Quantum and materials science: Quantum mechanical modelling of molecules and materials drives discoveries in chemistry and novel materials, with applications in catalysis and electronics. See Quantum mechanics and Materials science.

Controversies and debates (non-polemical overview)

Data-driven vs physics-based emphasis: There is ongoing discussion about when data alone suffices and when fundamental physics is essential for extrapolation or interpretability. Proponents of hybrid approaches argue that physics provides structure and constraints that data alone may not offer.
Model complexity and interpretability: Highly detailed, multiphysics models can be powerful, but they may become opaque. Practitioners balance fidelity against understandability and computational practicality.
Standardization and reproducibility: As PBMs become more integral to engineering and regulation, questions arise about standard methods, validation benchmarks, and reproducible workflows across institutions.
Computational cost vs accuracy: Some problems demand expensive, high-fidelity simulations.

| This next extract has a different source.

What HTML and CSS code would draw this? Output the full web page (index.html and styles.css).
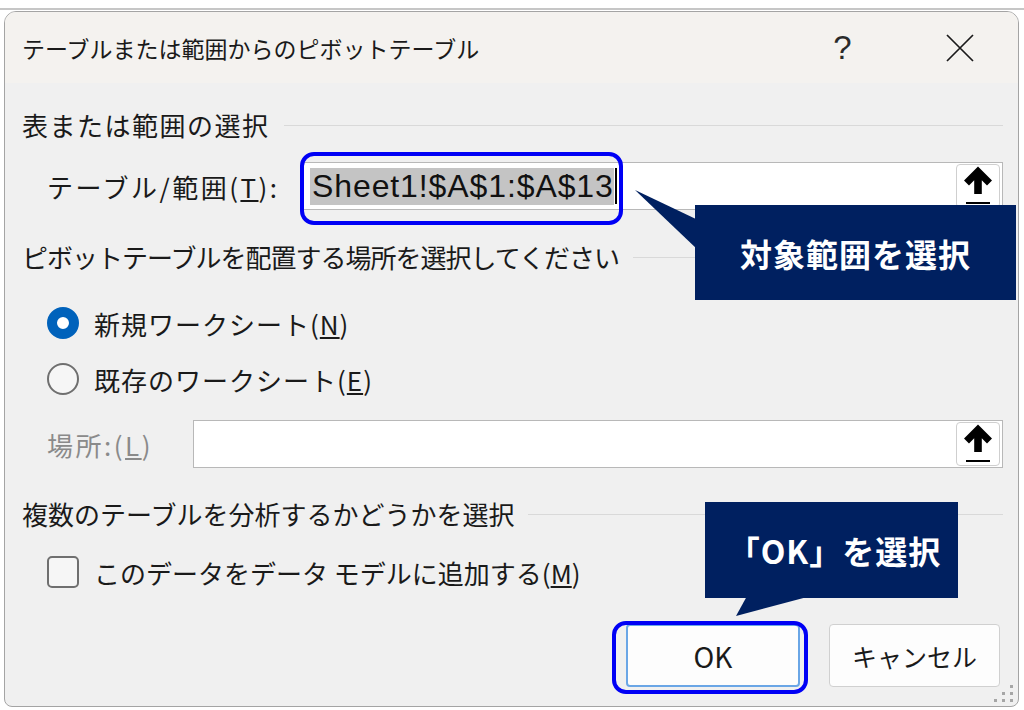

The debate centers on whether approximate or reduced-order models suffice for a given design goal, especially in time-constrained decision contexts.
Ethical and policy considerations: In areas where PBMs inform critical decisions, transparency about assumptions and uncertainties is crucial. This includes the responsible use of models in safety-critical systems and public discourse about model limitations.

Limitations and future directions

Computing constraints: Large-scale, high-fidelity PBMs can be resource-intensive. Advances in algorithms, parallel computing, and hardware, including accelerators, aim to broaden accessibility.
Uncertainty and data quality: Reliable predictions depend on good data and rigorous uncertainty handling. Ongoing work focuses on better calibration, robust validation, and principled treatment of missing information.
Multiscale integration: Linking phenomena across disparate scales remains technically challenging. Progress is being made through modular architectures and interoperable modelling frameworks.
Integration with decision processes: Translating model outcomes into actionable decisions requires interfaces with engineering workflows, management practices, and regulatory contexts.